YOUR GOAL >>
Where a line of the material contains the string "styles", copy that line.

#### DATA BLOCK

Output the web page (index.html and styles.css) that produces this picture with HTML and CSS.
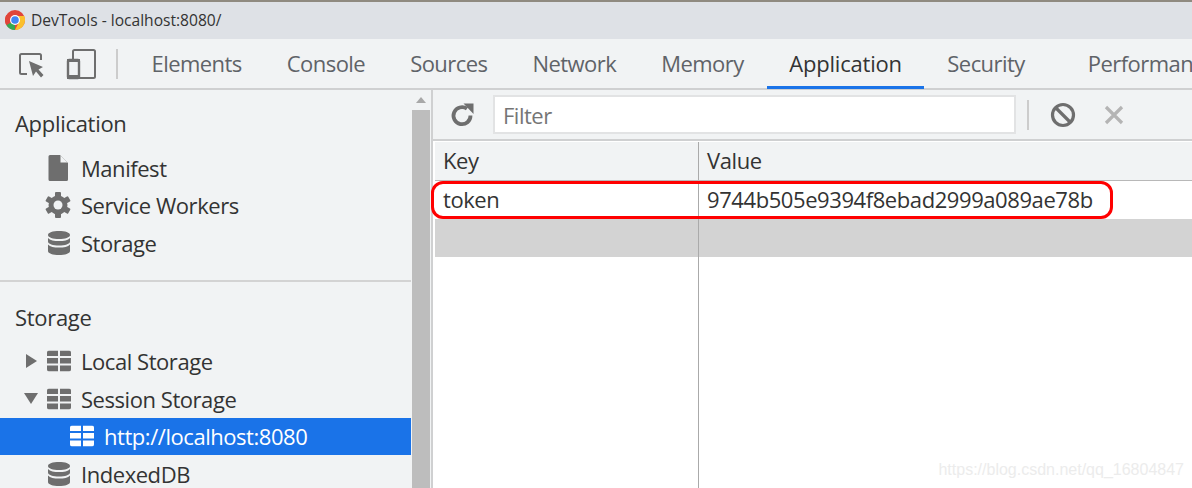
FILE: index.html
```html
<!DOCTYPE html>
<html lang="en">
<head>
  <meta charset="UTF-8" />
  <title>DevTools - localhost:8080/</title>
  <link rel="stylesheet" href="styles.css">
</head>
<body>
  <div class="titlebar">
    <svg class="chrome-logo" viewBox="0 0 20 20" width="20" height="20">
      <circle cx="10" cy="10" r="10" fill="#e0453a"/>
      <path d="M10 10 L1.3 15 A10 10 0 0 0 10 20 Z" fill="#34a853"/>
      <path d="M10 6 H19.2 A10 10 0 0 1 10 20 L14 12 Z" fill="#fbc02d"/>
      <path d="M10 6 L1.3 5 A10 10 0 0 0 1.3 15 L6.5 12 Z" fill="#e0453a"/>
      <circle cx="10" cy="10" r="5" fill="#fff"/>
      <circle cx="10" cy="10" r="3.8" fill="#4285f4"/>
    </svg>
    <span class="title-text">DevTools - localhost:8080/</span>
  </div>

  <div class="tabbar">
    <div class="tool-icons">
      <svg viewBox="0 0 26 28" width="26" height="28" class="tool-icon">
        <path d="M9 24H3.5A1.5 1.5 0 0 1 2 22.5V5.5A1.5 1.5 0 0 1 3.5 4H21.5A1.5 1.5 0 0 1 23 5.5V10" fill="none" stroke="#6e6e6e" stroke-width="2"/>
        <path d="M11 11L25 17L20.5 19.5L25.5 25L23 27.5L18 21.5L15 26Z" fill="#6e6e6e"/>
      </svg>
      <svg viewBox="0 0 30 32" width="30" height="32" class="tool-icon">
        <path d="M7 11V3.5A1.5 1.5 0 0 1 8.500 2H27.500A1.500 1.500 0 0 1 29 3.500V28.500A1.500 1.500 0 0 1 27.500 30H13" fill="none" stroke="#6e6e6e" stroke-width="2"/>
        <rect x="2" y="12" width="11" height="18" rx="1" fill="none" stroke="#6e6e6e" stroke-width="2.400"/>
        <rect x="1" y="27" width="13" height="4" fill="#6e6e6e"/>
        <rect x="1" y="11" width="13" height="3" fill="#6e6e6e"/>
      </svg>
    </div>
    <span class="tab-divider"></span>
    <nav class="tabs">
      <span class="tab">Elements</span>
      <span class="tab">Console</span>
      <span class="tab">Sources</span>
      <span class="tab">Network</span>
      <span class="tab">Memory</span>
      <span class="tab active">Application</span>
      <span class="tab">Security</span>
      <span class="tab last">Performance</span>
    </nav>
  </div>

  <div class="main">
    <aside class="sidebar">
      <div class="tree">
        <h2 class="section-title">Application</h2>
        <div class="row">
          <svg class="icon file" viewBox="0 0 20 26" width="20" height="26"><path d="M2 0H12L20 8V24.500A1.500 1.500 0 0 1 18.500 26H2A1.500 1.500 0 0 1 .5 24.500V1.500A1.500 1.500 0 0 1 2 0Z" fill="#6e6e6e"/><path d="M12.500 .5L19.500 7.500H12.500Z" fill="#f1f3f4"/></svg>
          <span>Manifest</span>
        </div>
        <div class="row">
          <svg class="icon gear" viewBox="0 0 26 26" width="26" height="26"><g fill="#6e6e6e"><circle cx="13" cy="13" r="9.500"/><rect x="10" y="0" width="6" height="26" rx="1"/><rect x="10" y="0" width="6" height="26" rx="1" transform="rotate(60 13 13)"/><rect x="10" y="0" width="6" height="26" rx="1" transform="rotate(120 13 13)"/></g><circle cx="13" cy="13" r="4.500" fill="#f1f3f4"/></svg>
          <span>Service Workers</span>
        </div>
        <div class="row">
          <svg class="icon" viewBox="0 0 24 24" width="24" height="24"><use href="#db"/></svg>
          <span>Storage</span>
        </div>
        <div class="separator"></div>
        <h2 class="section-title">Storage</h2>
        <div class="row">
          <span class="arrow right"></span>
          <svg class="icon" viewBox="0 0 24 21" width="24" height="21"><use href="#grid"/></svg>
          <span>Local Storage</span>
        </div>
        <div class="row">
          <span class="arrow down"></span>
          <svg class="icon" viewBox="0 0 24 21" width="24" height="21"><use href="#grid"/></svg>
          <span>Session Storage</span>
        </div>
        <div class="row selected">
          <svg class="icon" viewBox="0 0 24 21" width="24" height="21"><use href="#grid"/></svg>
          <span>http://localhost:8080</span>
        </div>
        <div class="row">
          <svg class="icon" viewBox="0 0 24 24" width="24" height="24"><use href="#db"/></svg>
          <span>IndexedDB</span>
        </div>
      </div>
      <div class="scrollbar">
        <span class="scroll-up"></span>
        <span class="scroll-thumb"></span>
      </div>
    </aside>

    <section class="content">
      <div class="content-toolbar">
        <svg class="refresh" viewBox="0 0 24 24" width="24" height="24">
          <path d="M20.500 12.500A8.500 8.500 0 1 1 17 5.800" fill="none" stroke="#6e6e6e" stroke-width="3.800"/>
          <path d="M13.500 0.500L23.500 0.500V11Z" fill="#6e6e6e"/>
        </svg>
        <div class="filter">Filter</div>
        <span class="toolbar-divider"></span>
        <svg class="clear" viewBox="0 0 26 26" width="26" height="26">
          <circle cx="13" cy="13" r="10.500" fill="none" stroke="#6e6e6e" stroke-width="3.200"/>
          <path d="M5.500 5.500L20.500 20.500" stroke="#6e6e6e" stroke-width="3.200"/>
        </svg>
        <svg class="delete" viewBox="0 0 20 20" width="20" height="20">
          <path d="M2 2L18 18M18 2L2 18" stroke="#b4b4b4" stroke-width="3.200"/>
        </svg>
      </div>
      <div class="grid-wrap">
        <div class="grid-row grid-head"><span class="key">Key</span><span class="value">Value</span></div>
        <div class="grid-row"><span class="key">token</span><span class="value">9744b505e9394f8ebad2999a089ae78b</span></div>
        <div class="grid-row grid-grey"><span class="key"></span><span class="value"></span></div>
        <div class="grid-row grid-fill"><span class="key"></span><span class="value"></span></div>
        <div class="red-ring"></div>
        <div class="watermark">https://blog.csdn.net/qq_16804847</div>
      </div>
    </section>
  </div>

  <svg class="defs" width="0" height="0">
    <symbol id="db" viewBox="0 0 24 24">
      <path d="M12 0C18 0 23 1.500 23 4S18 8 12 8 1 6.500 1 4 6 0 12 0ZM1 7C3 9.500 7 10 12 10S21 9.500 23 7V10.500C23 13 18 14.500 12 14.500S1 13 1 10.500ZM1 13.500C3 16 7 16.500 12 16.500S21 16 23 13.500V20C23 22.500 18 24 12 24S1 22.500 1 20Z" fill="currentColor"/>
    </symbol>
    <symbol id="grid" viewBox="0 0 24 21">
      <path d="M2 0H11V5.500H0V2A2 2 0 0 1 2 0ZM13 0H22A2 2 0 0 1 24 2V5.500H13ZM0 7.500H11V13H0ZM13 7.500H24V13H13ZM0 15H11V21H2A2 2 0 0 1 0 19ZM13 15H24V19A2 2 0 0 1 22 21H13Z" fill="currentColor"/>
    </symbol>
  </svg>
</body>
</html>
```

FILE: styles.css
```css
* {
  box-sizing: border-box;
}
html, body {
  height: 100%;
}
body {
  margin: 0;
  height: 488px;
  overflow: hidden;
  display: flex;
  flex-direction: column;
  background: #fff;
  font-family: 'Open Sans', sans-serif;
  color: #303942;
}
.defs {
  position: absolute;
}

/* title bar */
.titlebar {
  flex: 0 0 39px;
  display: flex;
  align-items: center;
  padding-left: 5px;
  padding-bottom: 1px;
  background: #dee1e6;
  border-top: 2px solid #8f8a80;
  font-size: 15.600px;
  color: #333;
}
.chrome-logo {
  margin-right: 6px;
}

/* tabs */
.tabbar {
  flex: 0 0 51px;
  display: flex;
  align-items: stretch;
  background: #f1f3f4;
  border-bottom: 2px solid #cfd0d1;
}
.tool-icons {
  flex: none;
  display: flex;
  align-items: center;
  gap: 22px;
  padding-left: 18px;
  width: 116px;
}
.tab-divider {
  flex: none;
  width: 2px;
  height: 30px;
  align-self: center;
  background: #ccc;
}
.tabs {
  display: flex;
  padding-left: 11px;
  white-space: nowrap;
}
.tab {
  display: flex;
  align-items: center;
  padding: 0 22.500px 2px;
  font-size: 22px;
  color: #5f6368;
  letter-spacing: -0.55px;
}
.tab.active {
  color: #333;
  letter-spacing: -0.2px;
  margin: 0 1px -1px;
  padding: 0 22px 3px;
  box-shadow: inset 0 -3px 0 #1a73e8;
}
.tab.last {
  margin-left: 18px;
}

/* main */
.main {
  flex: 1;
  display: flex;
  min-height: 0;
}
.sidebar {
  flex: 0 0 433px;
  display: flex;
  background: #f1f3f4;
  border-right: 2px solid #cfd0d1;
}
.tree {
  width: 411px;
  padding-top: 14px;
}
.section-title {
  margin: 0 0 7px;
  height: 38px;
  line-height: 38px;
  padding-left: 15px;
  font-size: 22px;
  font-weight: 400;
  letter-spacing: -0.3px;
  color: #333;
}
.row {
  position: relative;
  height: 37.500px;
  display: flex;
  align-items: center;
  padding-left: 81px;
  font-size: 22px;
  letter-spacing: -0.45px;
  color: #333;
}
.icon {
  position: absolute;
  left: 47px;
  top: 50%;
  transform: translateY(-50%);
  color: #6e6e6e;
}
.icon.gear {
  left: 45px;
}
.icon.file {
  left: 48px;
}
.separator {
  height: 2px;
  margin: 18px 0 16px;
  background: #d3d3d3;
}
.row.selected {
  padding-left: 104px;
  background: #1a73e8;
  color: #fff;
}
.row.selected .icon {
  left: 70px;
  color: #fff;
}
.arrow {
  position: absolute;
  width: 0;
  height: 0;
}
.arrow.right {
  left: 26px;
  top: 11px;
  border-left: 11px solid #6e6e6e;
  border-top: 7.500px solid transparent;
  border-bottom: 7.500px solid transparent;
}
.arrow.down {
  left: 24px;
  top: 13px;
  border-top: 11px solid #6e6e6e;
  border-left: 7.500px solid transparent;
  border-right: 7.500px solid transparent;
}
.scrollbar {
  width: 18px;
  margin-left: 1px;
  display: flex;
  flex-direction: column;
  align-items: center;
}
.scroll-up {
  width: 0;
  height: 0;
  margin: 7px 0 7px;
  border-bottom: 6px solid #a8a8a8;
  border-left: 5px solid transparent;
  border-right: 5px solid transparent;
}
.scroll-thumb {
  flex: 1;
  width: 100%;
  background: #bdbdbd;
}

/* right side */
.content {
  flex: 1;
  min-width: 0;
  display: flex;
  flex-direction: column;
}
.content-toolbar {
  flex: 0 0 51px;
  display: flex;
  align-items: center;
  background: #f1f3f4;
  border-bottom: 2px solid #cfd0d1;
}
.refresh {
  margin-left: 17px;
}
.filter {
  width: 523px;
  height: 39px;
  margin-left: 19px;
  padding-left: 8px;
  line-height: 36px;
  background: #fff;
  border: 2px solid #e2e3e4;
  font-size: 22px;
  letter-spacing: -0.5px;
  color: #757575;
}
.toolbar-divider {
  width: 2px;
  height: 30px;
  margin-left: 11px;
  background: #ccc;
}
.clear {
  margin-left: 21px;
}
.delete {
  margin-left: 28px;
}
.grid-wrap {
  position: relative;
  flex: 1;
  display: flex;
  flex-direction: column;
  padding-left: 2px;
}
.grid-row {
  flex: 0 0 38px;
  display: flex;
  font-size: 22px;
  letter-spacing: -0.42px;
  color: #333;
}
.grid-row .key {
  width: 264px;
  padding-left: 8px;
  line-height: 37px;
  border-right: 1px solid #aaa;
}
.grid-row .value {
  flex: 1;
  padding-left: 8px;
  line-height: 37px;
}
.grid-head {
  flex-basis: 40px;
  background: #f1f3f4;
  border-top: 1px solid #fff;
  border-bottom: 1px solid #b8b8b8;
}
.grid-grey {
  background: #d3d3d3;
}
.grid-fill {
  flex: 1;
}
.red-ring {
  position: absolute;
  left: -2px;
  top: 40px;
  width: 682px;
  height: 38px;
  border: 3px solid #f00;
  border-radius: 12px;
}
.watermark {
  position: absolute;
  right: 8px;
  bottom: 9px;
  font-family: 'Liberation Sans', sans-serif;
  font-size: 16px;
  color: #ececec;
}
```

########

FINISHED EXERCISE >>
Output the web page (index.html and styles.css) that produces this picture with HTML and CSS.
  <link rel="stylesheet" href="styles.css">
FILE: styles.css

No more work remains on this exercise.